Somewhat taken aback, Pandey said, in Hindi, “I was just chatting with this passenger.”
“Do you think you can stop anywhere at any hour of the night and chat? Be on your way!”
“I don’t understand,” Pandey replied, with great courtesy. “What’s wrong if we were just talking?”
“Know who I am? I’m the shakha pramukh of the Borivali branch of the Maharashtra Navnirman Sena,” the man said. “It’s my duty to keep the law and order. Think I’m cruising around at night just for fun? There have been 46 robberies in this area in the last month. 46! I’ts my duty to keep the law and order. Think I’m cruising around at night just for fun?”
“So what?” said Pandey, raising his voice and switching to Marathi, which he spoke fluently after a lifetime in Mumbai. “You do your job and let me do mine. I’ve just come in from Andheri, and that’s where I’m going. I don’t have anything to do with your neighbourhood.”

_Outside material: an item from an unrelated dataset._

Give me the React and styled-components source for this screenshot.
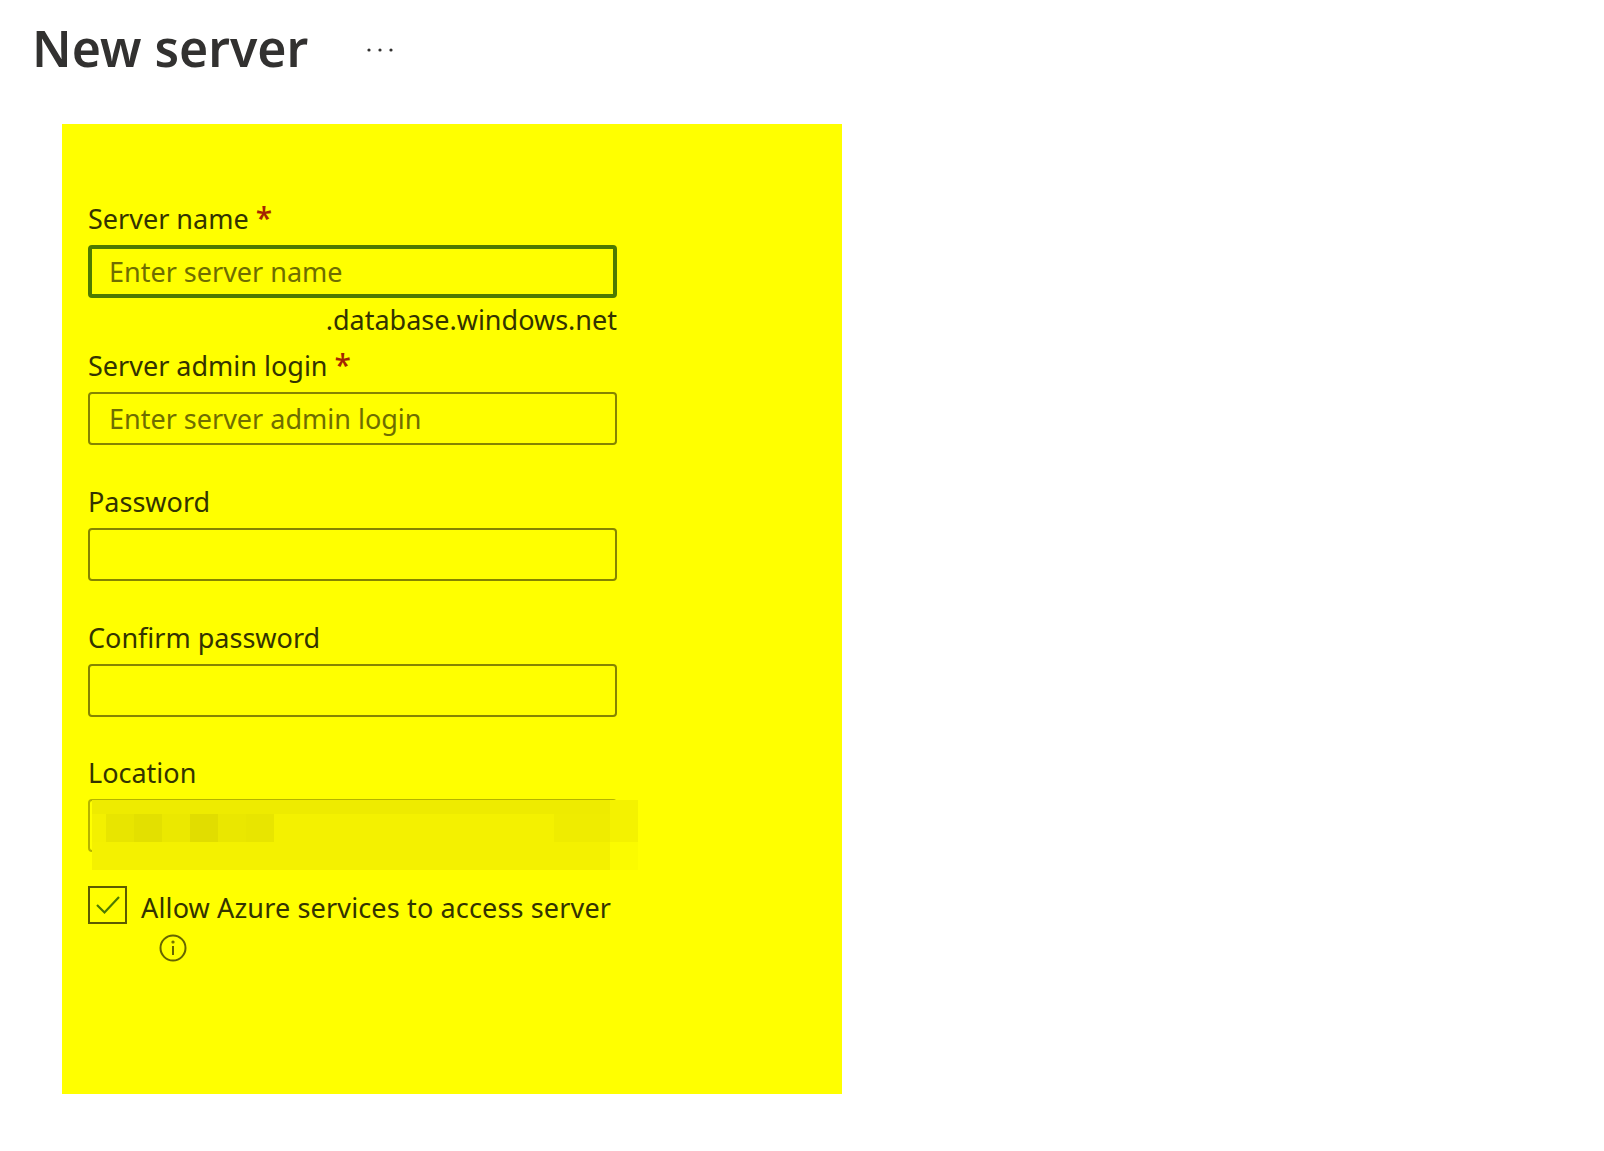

“Don’t get so worked up,” said the man, backing off a little. “I was just checking, because I saw you parked by the roadside with your engine off.” Fishing out his wallet, he gave Pandey his card, and then decided to hand me one as well. I squinted at it in the dark. It said: Pritam Revdandekar, shakha pramukh, MNS. We thanked him for his troubles. “All right,” he said. Revving up his bike, he stylishly pulled his windcheater around his shoulders and drove off, a vigilante on the prowl.
“See that?” said Pandey, outraged and vindicated at the same time. “I told you! This is the kind of city where, if you speak nicely to someone, you won’t get anything for your troubles. But after I raised my voice, and spoke to him just as rudely as he spoke to me, he saw that I wasn’t going to back down, and he came to his senses. I tell you, my home town is Lucknow, where they say ‘janaab’ to you everywhere, and every time I come back after spending time there, how my ears ring when I listen to the people of Bombay! I’m telling you, this isn’t a place to stay for long. It’s a place to learn something, and then be off.”